A Forgotten Ambassador in Cairo, page 3
Sarojini, Asaf Ali and Syud Hossain formed a trio that was together everywhere, be it Harold Monro’s Poetry Bookshop, Poet’s Club dinners, meetings at Oxford and Cambridge, or calling on Rabindranath Tagore when he visited London. That Sarojini considered Asaf Ali and Syud Hossain to be amongst her closest friends is borne out by a letter that she wrote to her son, Ranadheera, on 8 February 1914. Enclosing a group photograph of a reception that was given to her by the Oxford Majlis** in October 1913, she gives the names of those in the photograph and then says, “Then my own very special group of friends consists of Abur Rahman at my left and Suharwardy next to him—at the back Asaf Ali and Syud Hossain (both of whom live in London)…There are others too but these are my special friends in the group.”9 Once, Asaf Ali and Syud Hossain organised a gathering of over two hundred and fifty literary personalities over a dinner in honour of Sarojini Naidu. An unexpected guest at the dinner was Mohamed Ali who had come to London to protest on behalf of Indian Muslims over the demolition of part of a mosque in Kanpur. Mohamed Ali would later gain fame as a leader of the Khilafat Movement; he and Hossain would again be thrown together in London a few years hence.

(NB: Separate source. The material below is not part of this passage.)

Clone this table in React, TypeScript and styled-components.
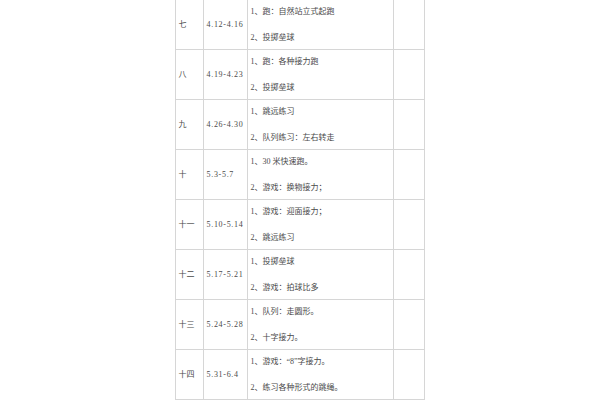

Asaf Ali and Syud Hossain were also members of the National Liberal Club (going strong even today) located a short walk away from Trafalgar Square, and overlooking the Thames. “No club has a finer location”, trumpets the website of the club. The club was established in 1882 by William Gladstone, the former Prime Minister of Britain, with the avowed aim of furthering the Liberal cause. It was also one of the first gentlemen’s clubs to allow ethnic minorities as members and it was Dadabhai Naoroji, called the Grand Old Man of India, who had the singular honour of being the first of them. The club had an impressive membership list that included eminent Indians of that time such as Gopal Krishna Gokhale, Mohammad Ali Jinnah and Sir C.P. Ramaswami Iyer as well as British liberals like H.G. Wells, Bernard Shaw and G.K. Chesterton, many of whom eventually became close friends of Hossain. Ever since its inception, women were allowed to use the club as visitors, but it was only from 1976 that women were admitted as full members.10 Jinnah was a prominent member of the Club, and he, along with Syud Hossain, Sarojini and Asaf Ali, met there together frequently. Sarojini admired Jinnah and, in Asaf Ali’s words, “With Sarojini Naidu [Jinnah] had an enviably close friendship”.11 Asaf Ali recalls an incident; “On one occasion Sarojini and I debated, in the company of Syud at a private dinner, the comparative merits of Mohamed Ali and of Jinnah. My zealous advocacy on behalf of Mohamed Ali evoked Sarojini’s retort, now proved true: ‘My Mohammad Ali will go further than your Mohamed Ali.’”12 Indeed there were always whispers that Sarojini and Jinnah had a more intimate relationship than what was publicly revealed. Nayantara Sahgal, Nehru’s niece and a close family friend of Sarojini and her daughter Padmaja, in an interview with the author recalled that, “Sarojini and Jinnah were closer than close.”13
Gandhi had moved from India to South Africa in 1893, and had distinguished himself in organising the Indian community there against white racial discrimination. He finally left South Africa in 1914 and was on his way to India when he stopped in London around August/September. The Great War (later termed WW-I) had just begun. As Gandhi describes in his memoirs, “London in these days was a sight worth seeing. There was no panic, but all were busy helping to the best of their ability. The Lyceum, a ladies’ club, undertook to make as many clothes for the soldiers as they could. Shrimati Sarojini Naidu was a member of this club, and threw herself whole-heartedly into the work. This was my first acquaintance with her. She placed before me a heap of clothes which had been cut to pattern, and asked me to get them all sewn up and return them to her. I welcomed her demand and with the assistance of friends got as many clothes made as I could manage during my training for first aid.”14 A reception was hosted for Gandhi and his wife Kasturba at the Hotel Cecil on 8 September which was attended by Sarojini Naidu, Jinnah, and Herman Kallenbach, amongst a host of other Indians, Europeans, and South Africans. Syud Hossain proposed a vote of thanks on the occasion.15 This was perhaps his first meeting with Gandhi, a precursor to many more that would lead to him becoming one of Gandhi’s most devoted admirers.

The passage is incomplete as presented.